About the job
About Mentis
At Mentis, we specialize in developing evaluation datasets and reinforcement learning environments that ensure AI reliability in high-stakes sectors such as finance, healthcare, and legal. Our dedicated team curates expert training data, establishes precise rubrics, and creates verifiable task environments for AI laboratories and startups that aim to push the boundaries of model capabilities within regulated industries.
As a dynamic, close-knit team based in London, we pride ourselves on our ability to adapt quickly and tackle challenges with seriousness. Every team member plays a direct role in our projects, and we value initiative and ownership as key components of our work culture.

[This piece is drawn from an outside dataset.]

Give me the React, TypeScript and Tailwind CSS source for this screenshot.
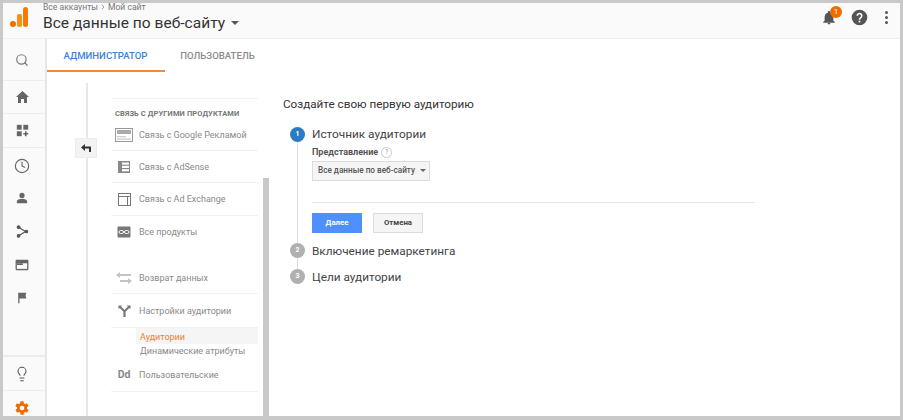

If you're interested in influencing how cutting-edge AI learns to function in real-world scenarios, we would love to hear from you.
About the Role
As a Member of the Technical Staff within our Applied AI team, your primary focus will be on creating the tasks and environments utilized by AI labs to train and assess their agents across finance, healthcare, and legal domains.
Your daily responsibilities will include: designing reinforcement learning environments around documents, spreadsheets, and professional workflows; developing verification logic and reward functions; collaborating with domain experts to define what constitutes a correct response in various scenarios, such as an LBO model or clinical notes. This role will involve both engineering and research activities, with the common goal of producing the ground truth against which advanced models are evaluated.
What You'll Do
Develop reinforcement learning environments across finance, healthcare, and legal sectors.
Contribute to the design of tasks featuring definitive answers, calibrated rubrics, and programmatic reward signals.
Implement verification logic and reward functions to differentiate between effective and ineffective model outputs.
Engage directly with domain experts (investment analysts, physicians, attorneys) to convert intricate professional workflows into structured tasks.
Innovate new methods for evaluation, verification, and synthetic data creation.
Who We're Looking For
Hands-on experience with large language models (LLMs), including prompting, evaluation, and agent integration. You’ve developed systems that function effectively, not just theoretical models.
Demonstrated initiative and technical proficiency. You proactively identify needs, determine solutions, and execute them without waiting for directives.
Adaptability to work in diverse contexts. Your role will frequently involve shifting between engineering, evaluation design, and collaborative work with domain experts.
A commitment to delivering and refining outputs. In our small team, we prioritize action over prolonged review processes.